Apache Parquet is an open-source, column-oriented file format and belongs to the NoSQL databases. It allows efficient data storage of large amounts of data, using various encoding methods and data compression so that even complex data can be processed.
What is a Column-Oriented Database?
In conventional, relational databases, data is stored row by row. Each row is a self-contained record that contains, for example, information about an order. When a new order is added, the database is simply extended by an additional row.
However, if we want to use such an order database for evaluations, we mainly look at columns. For example, we can find the order with the highest turnover by looking for the maximum value in the “sales” column. Similar analyses, which can only be found by looking at columns, are the number of all customers or orders, as well as how many different products have been sold. That’s why people talk about traditional, row-based being optimized only for transaction processing, but not for data analysis.

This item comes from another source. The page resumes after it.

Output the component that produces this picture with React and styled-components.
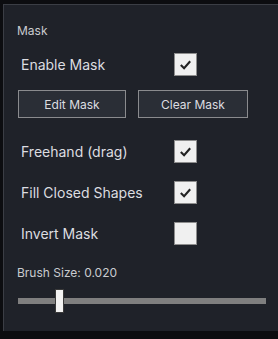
import styled, { createGlobalStyle } from "styled-components";

const GlobalStyle = createGlobalStyle`
  html, body {
    margin: 0;
    padding: 0;
    background: #0c0d10;
    overflow: hidden;
  }
  body {
    font-family: Inter, "Noto Sans", sans-serif;
  }
`;

const Panel = styled.div`
  margin: 4px 0 0 3px;
  height: 327px;
  box-sizing: border-box;
  background: #1f2229;
  border-top: 1px solid #3b3e45;
  border-left: 1px solid #3b3e45;
  padding: 18px 0 0 13px;
  display: flex;
  flex-direction: column;
`;

const Heading = styled.div`
  font-size: 12px;
  line-height: 16px;
  color: #c9cbcf;
`;

const Row = styled.label`
  display: flex;
  align-items: center;
  height: 23px;
  margin-top: ${(p) => p.$top}px;
  padding-left: 4px;
`;

const RowLabel = styled.span`
  width: 153px;
  font-size: 14px;
  color: #dcdde0;
`;

const Box = styled.span`
  width: 23px;
  height: 23px;
  box-sizing: border-box;
  background: #f0f0f0;
  border: 1px solid #8d8d8d;
  display: flex;
  align-items: center;
  justify-content: center;
`;

const Buttons = styled.div`
  display: flex;
  gap: 12px;
  margin-top: 14px;
  padding-left: 1px;
`;

const Button = styled.button`
  width: ${(p) => p.$w}px;
  height: 28px;
  box-sizing: border-box;
  background: #2a2e36;
  border: 1px solid #8a8b8e;
  color: #dcdde0;
  font-family: Inter, "Noto Sans", sans-serif;
  font-size: 12px;
  padding: 0;
`;

const SliderLabel = styled.div`
  margin-top: 20px;
  font-size: 12px;
  line-height: 16px;
  color: #c9cbcf;
`;

const Track = styled.div`
  position: relative;
  margin: 17px 0 0 1px;
  width: 248px;
  height: 6px;
  background: #7f7f7f;
`;

const Thumb = styled.div`
  position: absolute;
  top: -9px;
  left: ${(p) => p.$pos}px;
  width: 9px;
  height: 24px;
  box-sizing: border-box;
  background: #f2f2f2;
  border: 1px solid #3a3a3a;
`;

const Check = () => (
  <svg width="15" height="15" viewBox="0 0 16 16">
    <path d="M3 8.5 L6.5 12 L13 4.5" fill="none" stroke="#222" strokeWidth="2.2" />
  </svg>
);

const Toggle = ({ label, checked, top }) => (
  <Row $top={top}>
    <RowLabel>{label}</RowLabel>
    <Box>{checked && <Check />}</Box>
  </Row>
);

export default function App() {
  return (
    <>
      <GlobalStyle />
      <Panel>
        <Heading>Mask</Heading>
        <Toggle label="Enable Mask" checked top={14} />
        <Buttons>
          <Button $w={108}>Edit Mask</Button>
          <Button $w={110}>Clear Mask</Button>
        </Buttons>
        <Toggle label="Freehand (drag)" checked top={22} />
        <Toggle label="Fill Closed Shapes" checked top={18} />
        <Toggle label="Invert Mask" top={18} />
        <SliderLabel>Brush Size: 0.020</SliderLabel>
        <Track>
          <Thumb $pos={37} />
        </Track>
      </Panel>
    </>
  );
}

The column-oriented database, on the other hand, stores the data column-by-column and tries to store the information in a column block-by-block on a disk rather than storing the rows together. This can significantly reduce query times since fewer disk accesses are required than with row-by-row storage. In addition, the data can also be stored in a much more compressed way, since only values from a column with the same data type are stored close to each other.
What are the Advantages of Column-Oriented Data Formats?
In addition to the fast query times of column-oriented databases, there are also the following advantages:
- Efficient Compression: By storing the same data types in one column, data can be compressed more efficiently.
- Fast Queries: Only the relevant columns need to be processed and not the entire row.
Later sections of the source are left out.